The Artist, a black-and-white silent film about Hollywood, drama The Descendants, Brad Pitt, Martin Scorsese and Terrence Malick all won big on Sunday among U.S. film critics and industry groups that doled out honors for the year's best movies.

The Boston Society of Film Critics, the Los Angeles Film Critics Association and the New York Film Critics Online all announced their choices for the best films and performances of 2011, kicking off a pivotal week in Hollywood with both the Golden Globes and Screen Actors Guilds announcing nominations.

The Los Angeles-based film arts and educational group The American Film Institute also issued its list of the year's 10 best films on Sunday.

In Boston, critics chose The Artist, set against the backdrop of Hollywood moving from silent films to talkies, as the year's best film, becoming the latest top prize for the silent film that has generated buzz in 2011 at festivals.

The film failed to make AFI's top 10, but only because it was not an American-made movie. The group did cite The Artist and the Harry Potter series for AFI Special Awards.

The AFI top 10 included George Clooney-starring The Descendants, Martin Scorsese's Hugo, Woody Allen's Midnight in Paris, Steven Spielberg's War Horse and in a raunchy twist, female comedy Bridesmaids.

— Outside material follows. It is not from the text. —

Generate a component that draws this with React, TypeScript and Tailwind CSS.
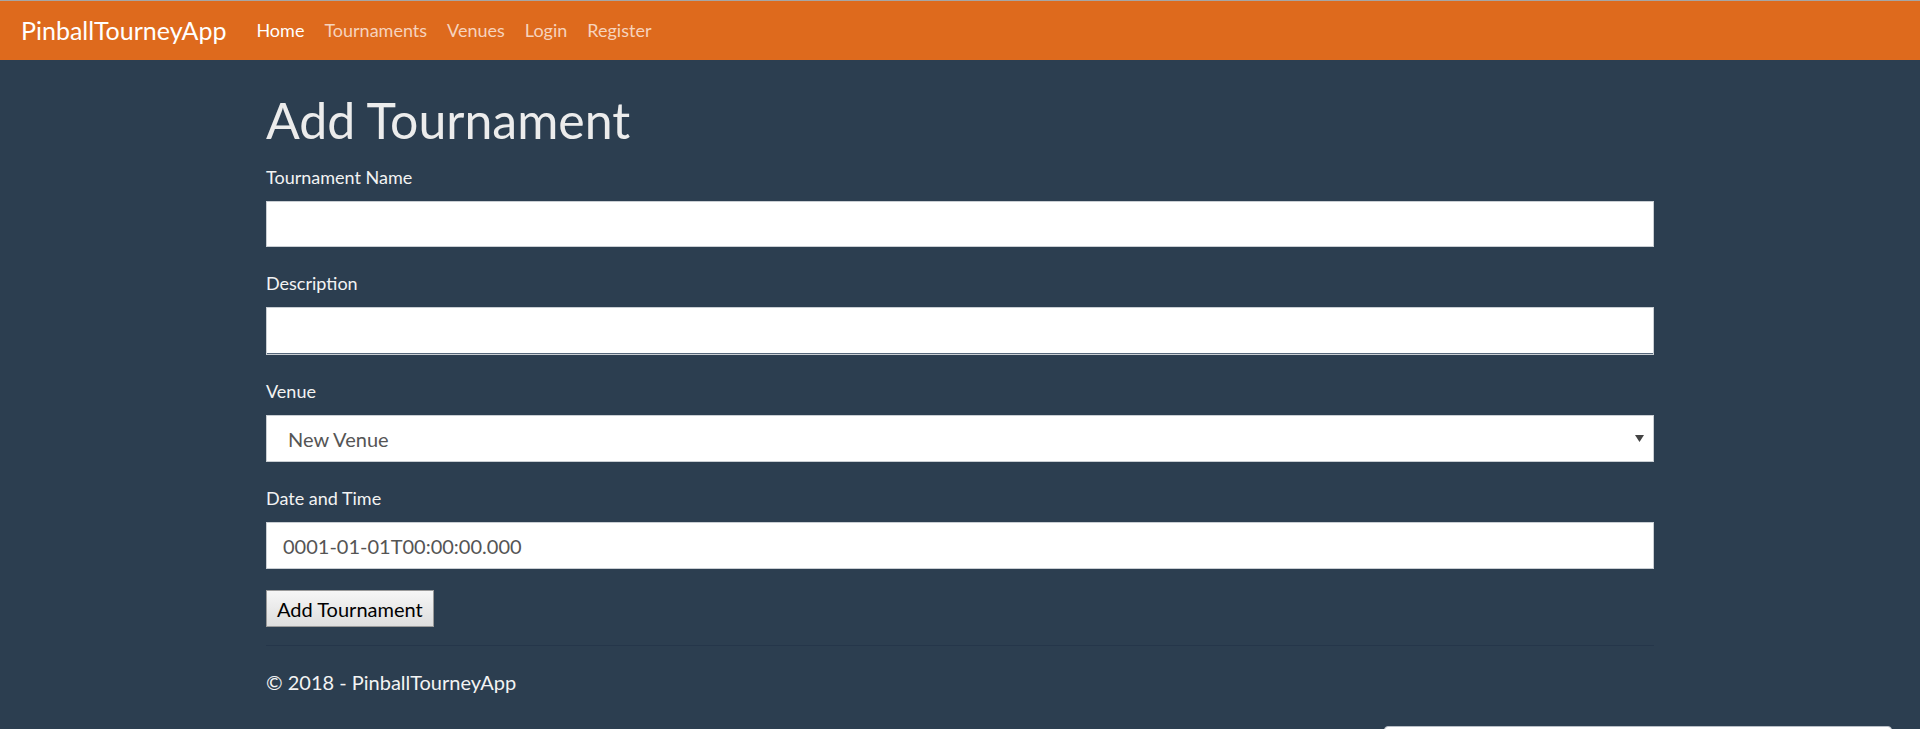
import React from 'react'

const NAV = ['Home', 'Tournaments', 'Venues', 'Login', 'Register']

function Field({ label, children }: { label: string; children: React.ReactNode }) {
  return (
    <div className="mb-[23px]">
      <label className="block text-[18px] leading-[26px] text-[#f3f3f3] mb-[11px]">{label}</label>
      {children}
    </div>
  )
}

export default function App() {
  return (
    <div className="min-h-[729px] bg-[#2c3e50] font-['Lato','Liberation_Sans',sans-serif] relative overflow-hidden">
      <nav className="h-[60px] bg-[#de6a1d] border-t border-[#a6a6a6] flex items-center pl-[21px]">
        <span className="text-[25px] text-white mr-[30px] leading-none">PinballTourneyApp</span>
        <ul className="flex items-center gap-[20px]">
          {NAV.map((n, i) => (
            <li key={n} className={i === 0 ? 'text-white text-[18px]' : 'text-[#f6d3bd] text-[18px]'}>
              {n}
            </li>
          ))}
        </ul>
      </nav>

      <main className="w-[1388px] mx-auto pt-[33px]">
        <h1 className="text-[50px] leading-[1.1] text-[#ececec] mb-[16px]">Add Tournament</h1>
        <form>
          <Field label="Tournament Name">
            <div className="h-[46px] bg-white border border-[#c9ced3]" />
          </Field>
          <Field label="Description">
            <div className="h-[48px] bg-white border border-[#c9ced3] shadow-[inset_0_-1px_0_#56677a]" />
          </Field>
          <Field label="Venue">
            <div className="h-[47px] bg-white border border-[#c9ced3] flex items-center justify-between pl-[21px] pr-[9px] text-[20px] text-[#555]">
              <span>New Venue</span>
              <svg width="9" height="7" viewBox="0 0 9 7">
                <path d="M0 0h9L4.5 7z" fill="#444" />
              </svg>
            </div>
          </Field>
          <div className="mb-[21px]">
            <label className="block text-[18px] leading-[26px] text-[#f3f3f3] mb-[11px]">Date and Time</label>
            <div className="h-[47px] bg-white border border-[#c9ced3] flex items-center pl-[16px] text-[20px] text-[#555]">
              0001-01-01T00:00:00.000
            </div>
          </div>
          <button
            type="button"
            className="h-[37px] px-[10px] text-[20px] text-black bg-gradient-to-b from-[#f6f6f6] to-[#dedede] border border-[#9a9a9a]"
          >
            Add Tournament
          </button>
        </form>
        <hr className="mt-[18px] border-0 border-t border-[#25364a]" />
        <footer className="pt-[22px] text-[20px] leading-[28px] text-[#f3f3f3]">© 2018 - PinballTourneyApp</footer>
      </main>

      <div className="absolute left-[1384px] top-[726px] w-[508px] h-[10px] bg-white rounded-t-[4px] border border-[#b8bec6]" />
    </div>
  )
}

The Boston critics named Pitt best actor for his portrayal of a numbers-crunching baseball man in Moneyball and Michelle Williams best actress for her turn in My Week With Marilyn playing screen siren Marilyn Monroe.

Pitt already won the New York Film Critics prize, while Williams' much-lauded performance scored one of its first major wins on Sunday.


This coming week, the Screen Actors Guild names nominees for best performances on December 14, and one day later the Hollywood Foreign Press Association similarly unveils its picks to vie for awards such as best film dramas and comedies.

Early nominations and honors help narrow the list of movies, stars and filmmakers who will compete for Oscars, the film industry's top awards to be given out February 26 in Hollywood, where on Sunday L.A. critics' gave top acting honors to Michael Fassbender and Korea's Yun Jung-hee.

Fassbender claimed his best actor win for a group of four movies from Shame, which featured his full-frontal depiction of sex-addiction, to psychotherapy drama A Dangerous Method, period piece Jane Eyre and action-packed X-Men: First Class. Yun Jung-hee took the prize for best actress her performance in the Korean film Poetry.

Scorsese was named best director by the Boston critics for the period 3D film Hugo, about a boy living in a Paris train station, while the L.A. group chose Terrence Malick for his mystical drama The Tree of Life.

The L.A. group tipped Christopher Plummer and Jessica Chastain with supporting actor and actress wins, respectively, for his role in gay comedy Beginners and hers in six movies that included southern civil rights drama The Help and indie darling Take Shelter.

The Boston critics' supporting acting honorees were Albert Brooks as a small time hood in Drive and Melissa McCarthy for Bridesmaids. The cast of Carnage won the ensemble award.

The New York Online critics also chose The Artist as the year's best film, and gave its top acting awards to Meryl Streep as British Prime Minister Margaret Thatcher in The Iron Lady and Michael Shannon for Take Shelter.

Michel Hazanavicius was named best director for The Artist while Bridesmaids won the ensemble award.

Among other films on AFI's top 10 list were J. Edgar, The Girl With the Dragon Tattoo, The Help, Moneyball and The Tree of Life.